Thanks for the response.
Curiosity question; do you notice a speed difference if you have say a 1Gb bloom versus the full 8Gb bloom you are running? Or is it the same speed no matter how large/how many h160s the bloom contains?
I will try and start small; create a smaller bloom first (30M h160s), run it, see if I notice a speed increase and make sure I understand/get the process right.
Typically there are 16 tests, whether its a 512mb bloom or a 128gb bloom, so the speed would be the same.
The larger bloom just means a larger canvas, so when you throw the dart ( your guess ), its better to hit white-space, than a dot indicating a mark,
The combinatorial nature of blooms is that the number of tests is a quality factor. The thing is once you get above 4gb, then you have a chunk problem as linux memory only support 32bit address chunks, typically with bloom the 256 number or private-key would be four 64 bit address into the bloom, which is normalized with remainder function ; Each of the 4 has its own permutation as the 64bit can be rotated 64 times, so you could in fact have 4 * 64, or 256 tests, but 16 is fine, here of the four sections, just creating 4x deterministic markers in the bloom. For a 8 gb I just do 2+2 using the lower 1/2 of the 256 bit entry for the low/high halves, you could do the same for a 32gb bloom
With only 300M bitcoin addresses I have that the 8gb is fine.
I find that for most people the problem here is approaching the data management problem, of creating the 300M h160 hex addresses, so they have data to operate on, first they need to have a bitcoin-coin full node with tx, up & running, they need to install the python rpc routines, and run the component source, but most people can't even find the on/off switch on their computer, let alone running the full node.
Impossible to provide data as github limits 100MB for a project. The total data I use is about 10TB for hacking-btc, but given that CHIA mining needs 500TB, then 10TB today sounds like baby data.
Then of course once you have 300MB you have to sort and make the addresses 'unique' in order to build binary sort engines 'xxd', the bloom filter only can ascertain 1 in a trillion-trillion, but to know absolute you need to do a binary search with minimal computation you can't use 'grep' for looking up an address.
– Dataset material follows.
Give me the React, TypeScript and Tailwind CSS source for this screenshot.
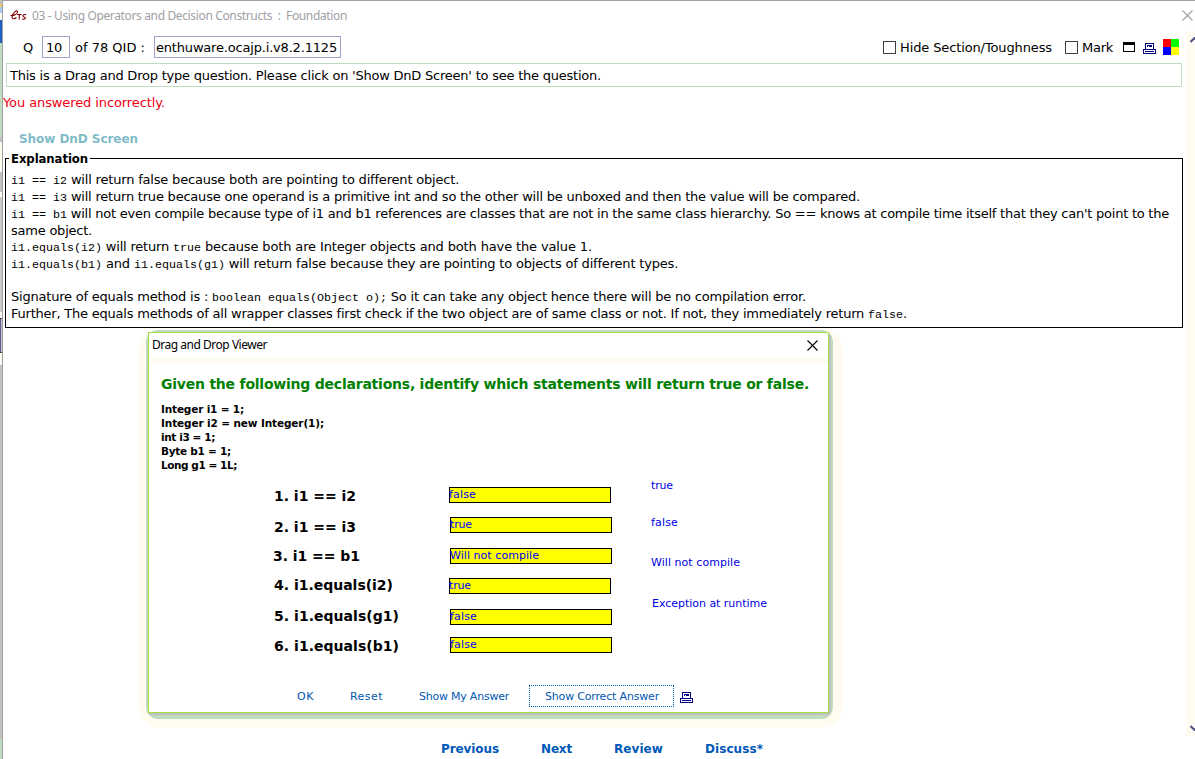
import { useLayoutEffect, useRef, type ReactNode } from "react";

// Spreads or tightens the letters of a label so that it fills a given width.
function Fit({ w, className = "", children }: { w: number; className?: string; children: ReactNode }) {
  const ref = useRef<HTMLSpanElement>(null);
  useLayoutEffect(() => {
    const el = ref.current;
    if (!el) return;
    el.style.letterSpacing = "0px";
    const n = (el.textContent ?? "").length;
    el.style.letterSpacing = `${(w - el.getBoundingClientRect().width) / n}px`;
  }, [w]);
  return (
    <span ref={ref} className={`inline-block shrink-0 whitespace-pre ${className}`}>
      {children}
    </span>
  );
}

function Code({ children }: { children: ReactNode }) {
  return <span className="-mb-px mt-px shrink-0 whitespace-pre font-['Liberation_Mono',monospace] text-[11.667px] tracking-normal">{children}</span>;
}

function Printer() {
  return (
    <svg width="13" height="11" viewBox="0 0 13 11" shapeRendering="crispEdges" className="shrink-0 text-[#000080]">
      <path fill="currentColor" d="M2 0h9v7h-9z M0 6h13v5h-13z" />
      <path fill="#fff" d="M3 1h7v5h-7z M1 7h11v3h-11z" />
      <path fill="currentColor" d="M4 2h5v1h-5z M4 3h1v1h-1z M6 3h3v1h-3z M2 8h9v1h-9z" />
    </svg>
  );
}

function Cross({ size, className }: { size: number; className: string }) {
  return (
    <svg width={size} height={size} viewBox="0 0 11 11" className={className}>
      <path d="M.5 .5l10 10M10.5 .5l-10 10" stroke="currentColor" strokeWidth="1.1" />
    </svg>
  );
}

const statements = [
  { text: "1. i1 == i2", w: 82, cls: "h-[31px]" },
  { text: "2. i1 == i3", w: 82, cls: "h-[29px]" },
  { text: "3. i1 == b1", w: 87, cls: "h-[29px] -ml-px" },
  { text: "4. i1.equals(i2)", w: 119, cls: "h-[31px]" },
  { text: "5. i1.equals(g1)", w: 125, cls: "h-[30px]" },
  { text: "6. i1.equals(b1)", w: 125, cls: "h-[30px]" },
];

const answers = [
  { text: "false", w: 27, cls: "mb-[14px]" },
  { text: "true", w: 22, cls: "ml-px mb-[15px]" },
  { text: "Will not compile", w: 89, cls: "ml-px mb-[14px]" },
  { text: "true", w: 22, cls: "mb-[15px]" },
  { text: "false", w: 27, cls: "ml-px mb-[12px]" },
  { text: "false", w: 27, cls: "ml-px" },
];

const options = [
  { text: "true", w: 22, cls: "h-[37px]" },
  { text: "false", w: 27, cls: "h-[40px]" },
  { text: "Will not compile", w: 89, cls: "h-[41px]" },
  { text: "Exception at runtime", w: 115, cls: "ml-px h-[20px]" },
];

function Dialog() {
  return (
    <div className="absolute left-[139px] top-[329px] h-[399px] w-[704px] rounded-[22px] bg-[#fffbf0]">
      <div className="absolute left-[7px] top-px h-[389px] w-[687px] rounded-[12px] bg-[#c0dcc0]" />
      <div className="absolute left-[9px] top-[5px] h-[381px] w-[683px] rounded-[4px] bg-[#c0c0c0]" />
      <div className="absolute left-[9px] top-[3px] flex h-[381px] w-[681px] flex-col border border-[#a0e040] bg-white">
        <div className="flex h-[25px] items-center justify-between pb-px pl-[3px] pr-[10px] font-['Noto_Sans',sans-serif] text-[12px]">
          <Fit w={115}>Drag and Drop Viewer</Fit>
          <Cross size={11} className="text-black" />
        </div>
        <div className="h-[5px] bg-[#fffbf0]" />
        <div className="flex flex-1 flex-col">
          <Fit w={648} className="ml-[12px] mt-[11px] h-[20px] self-start text-[14px] font-bold leading-[20px] text-[#008000]">
            Given the following declarations, identify which statements will return true or false.
          </Fit>
          <div className="mb-px ml-[12px] mt-[8px] flex flex-col items-start text-[10.5px] font-bold leading-[14px]">
            <Fit w={83}>Integer i1 = 1;</Fit>
            <Fit w={163}>Integer i2 = new Integer(1);</Fit>
            <Fit w={54}>int i3 = 1;</Fit>
            <Fit w={70}>Byte b1 = 1;</Fit>
            <Fit w={76}>Long g1 = 1L;</Fit>
          </div>
          <div className="flex h-[200px]">
            <div className="ml-[125px] mt-[13px] w-[175px] text-[14px] font-bold leading-[20px]">
              {statements.map((s) => (
                <div key={s.text} className={s.cls}>
                  <Fit w={s.w}>{s.text}</Fit>
                </div>
              ))}
            </div>
            <div className="mt-[14px] w-[202px] text-[11px] text-[#0000ff]">
              {answers.map((a, i) => (
                <div key={i} className={`flex h-[16px] w-[162px] items-center border border-black bg-[#ffff00] pb-px leading-[14px] ${a.cls}`}>
                  <Fit w={a.w} className="-ml-px">{a.text}</Fit>
                </div>
              ))}
            </div>
            <div className="mt-[3px] text-[11px] leading-[20px] text-[#0000e0]">
              {options.map((o) => (
                <div key={o.text} className={o.cls}>
                  <Fit w={o.w}>{o.text}</Fit>
                </div>
              ))}
            </div>
          </div>
          <div className="mt-[12px] flex h-[22px] items-center pl-[148px] text-[11px] text-[#0057b0]">
            <Fit w={17} className="mr-[36px] mt-[2px]">OK</Fit>
            <Fit w={33} className="mr-[36px] mt-[2px]">Reset</Fit>
            <Fit w={90} className="mr-[20px] mt-[2px]">Show My Answer</Fit>
            <div className="mr-[6px] flex h-[22px] w-[145px] items-center border border-dotted border-[#0058b8] pl-[15px] pt-[2px]">
              <Fit w={114}>Show Correct Answer</Fit>
            </div>
            <div className="mt-[2px]">
              <Printer />
            </div>
          </div>
        </div>
      </div>
    </div>
  );
}

export default function App() {
  return (
    <div className="relative flex h-[759px] w-[1195px] overflow-hidden bg-white font-['DejaVu_Sans',sans-serif] text-[13px] text-black">
      <div className="flex w-[2px] shrink-0 flex-col bg-[#fffbf0]">
        <div className="h-[4px] bg-[#c0c0c0]" />
        <div className="h-[3px] bg-[#f0ca60]" />
        <div className="h-[6px] bg-[#a6caf0]" />
        <div className="h-[7px]" />
        <div className="h-[23px] bg-[#2060c0]" />
        <div className="h-[94px] bg-[#c0dcc0]" />
        <div className="h-[5px] bg-[#c0c0c0]" />
        <div className="h-[30px]" />
        <div className="h-[20px] bg-[#c0c0c0]" />
        <div className="h-[5px]" />
        <div className="h-[115px] bg-[#c4ccc4]" />
        <div className="h-[6px]" />
        <div className="flex h-[35px] border-y border-[#404040] bg-[#c0c0c0]">
          <div className="w-px bg-[#606090]" />
        </div>
        <div className="h-[12px]" />
        <div className="h-[374px] bg-[#c0c0c0]" />
        <div className="flex-1 bg-[#c0dcc0]" />
      </div>
      <div className="flex min-w-0 flex-1 flex-col border-l border-t border-[#a0a0a4]">
        <div className="flex h-[30px] items-center pb-px pl-[7px] font-['Noto_Sans',sans-serif] text-[12px] text-[#a0a0a4]">
          <svg width="17" height="12" viewBox="0 0 17 12" fill="none" stroke="#800000" strokeWidth="1.1" className="mr-[5px]">
            <path d="M.5 5.500C4 6 8 3.500 7.500 1.500C7 0 4.500 1.500 3 4C1.500 7.500 2 10.500 6.500 7.500" />
            <path d="M7 4.500H11.500M9.300 4.500V9.500M16 4.600C12.500 4 12 6.500 14 7C16.500 7.500 15.500 9.800 12 9" />
          </svg>
          <Fit w={315}>03 - Using Operators and Decision Constructs  :  Foundation</Fit>
          <Cross size={11} className="ml-auto mr-[2px] text-[#a0a0a4]" />
        </div>
        <div className="flex min-h-0 flex-1">
          <div className="flex w-[1183px] shrink-0 flex-col">
            <div className="flex h-[32px] items-center pl-[20px]">
              <Fit w={10} className="mr-[9px] mt-px">Q</Fit>
              <div className="mr-[5px] flex h-[22px] w-[28px] items-center border border-[#a0a0c8] pl-[3px] pt-px">
                <Fit w={16}>10</Fit>
              </div>
              <Fit w={70} className="mr-[9px] mt-px">of 78 QID :</Fit>
              <div className="flex h-[22px] w-[187px] items-center border border-[#a0a0c8] pl-px pt-px">
                <Fit w={181}>enthuware.ocajp.i.v8.2.1125</Fit>
              </div>
              <div className="ml-auto flex items-center pr-[7px]">
                <div className="mr-[4px] size-[13px] border border-[#404040]" />
                <Fit w={152} className="mr-[13px] mt-px">Hide Section/Toughness</Fit>
                <div className="mr-[4px] size-[13px] border border-[#404040]" />
                <Fit w={31} className="mr-[10px] mt-px">Mark</Fit>
                <div className="mr-[8px] h-[10px] w-[12px] border border-t-[3px] border-black" />
                <div className="mt-[2px]"><Printer /></div>
                <div className="ml-[7px] grid size-[16px] grid-cols-2">
                  <i className="bg-[#ff0000]" />
                  <i className="bg-[#00ff00]" />
                  <i className="bg-[#0000ff]" />
                  <i className="bg-[#ffff00]" />
                </div>
              </div>
            </div>
            <div className="ml-[3px] flex h-[24px] w-[1176px] items-center border border-[#c0dcc0] pl-[3px] pt-px">
              <Fit w={591}>This is a Drag and Drop type question. Please click on 'Show DnD Screen' to see the question.</Fit>
            </div>
            <div className="flex h-[31px] items-center text-[#f00010]">
              <Fit w={162}>You answered incorrectly.</Fit>
            </div>
            <div className="mt-[11px] flex h-[20px] items-center pl-[16px] text-[12px] font-bold text-[#80bcc8]">
              <Fit w={119}>Show DnD Screen</Fit>
            </div>
            <fieldset className="ml-[2px] h-[179px] w-[1178px] border border-black pl-[5px] leading-[16.8px]">
              <legend className="-ml-[2px] h-[18px] px-[2px] font-['DejaVu_Sans_Condensed','DejaVu_Sans',sans-serif] font-bold leading-[19px]">
                <Fit w={77}>Explanation</Fit>
              </legend>
              <div className="mt-[5.2px]">
                <div className="flex"><Code>i1 == i2</Code><Fit w={392}> will return false because both are pointing to different object.</Fit></div>
                <div className="flex"><Code>i1 == i3</Code><Fit w={793}> will return true because one operand is a primitive int and so the other will be unboxed and then the value will be compared.</Fit></div>
                <div className="flex"><Code>i1 == b1</Code><Fit w={1102}> will not even compile because type of i1 and b1 references are classes that are not in the same class hierarchy. So == knows at compile time itself that they can't point to the</Fit></div>
                <div className="flex"><Fit w={81}>same object.</Fit></div>
                <div className="flex"><Code>i1.equals(i2)</Code><Fit w={71}> will return </Fit><Code>true</Code><Fit w={391}> because both are Integer objects and both have the value 1.</Fit></div>
                <div className="flex"><Code>i1.equals(b1)</Code><Fit w={32}> and </Fit><Code>i1.equals(g1)</Code><Fit w={453}> will return false because they are pointing to objects of different types.</Fit></div>
                <div className="h-[16px]" />
                <div className="flex"><Fit w={201}>Signature of equals method is : </Fit><Code>boolean equals(Object o);</Code><Fit w={419}> So it can take any object hence there will be no compilation error.</Fit></div>
                <div className="flex"><Fit w={857}>Further, The equals methods of all wrapper classes first check if the two object are of same class or not. If not, they immediately return </Fit><Code>false</Code><Fit w={4}>.</Fit></div>
              </div>
            </fieldset>
            <div className="-mb-px mt-auto flex h-[22px] items-center pl-[438px] text-[12px] font-bold text-[#0058b8]">
              <Fit w={58} className="mr-[42px]">Previous</Fit>
              <Fit w={31} className="mr-[42px]">Next</Fit>
              <Fit w={49} className="mr-[42px]">Review</Fit>
              <Fit w={58}>Discuss*</Fit>
            </div>
          </div>
          <div className="mb-[23px] flex min-w-0 flex-1 flex-col justify-between overflow-hidden bg-[#fffbf0] pb-[5px] pl-[4px] pt-[6px] text-[#505080]">
            <svg width="9" height="6" viewBox="0 0 9 6" fill="none" stroke="currentColor" strokeWidth="2"><path d="M.5 5L4.500 1L8.500 5" /></svg>
            <svg width="9" height="6" viewBox="0 0 9 6" fill="none" stroke="currentColor" strokeWidth="2"><path d="M.5 1L4.500 5L8.500 1" /></svg>
          </div>
        </div>
      </div>
      <Dialog />
    </div>
  );
}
But sorting a 300M file is a major task on a PC, you need fast cpu, and large RAM
Once you have the data, and have created the .bin files & .blf files, you can run the miner, the .blf get you that 1 in 10E24, but for a yes/no you need the .bin ( xxd );
I used to just ring a bell everytime an address was found that had btc, as I have enlarged the bloom-filters beyond 16gb, and extended the blockchain database scraping to all btc addresses every used, I find very little noise, so now can just have the few addresses found just 'sweep' the key with electrum-server. But most of the time its just dust, which is to be expected.
I think this approach, will be most useful once the ETH people repurpose away from ETH mining, to btc hacking, as a rack of rtx-3070's can do an enormous amount of hash like 2,000MH/s * 300M, which is 600,000TH/s, times 6 rig, 3.6 EH/s, 3.6 million TH; Somebody with a room of gpu rigs, could really clear out bitcoin;
I'm still just running gtx-1060-3gb at 250MH/s * 300M, which is 75,000TH/s, still better than running a btc miner at 80th
I suspect that once a few people take this approach, there will be a massive loss of trust in bitcoin and the dev will finally get of their arse and make it stronger, but perhaps not, perhaps like ostriche they'll just stay in denial, and watch everything just dissapear.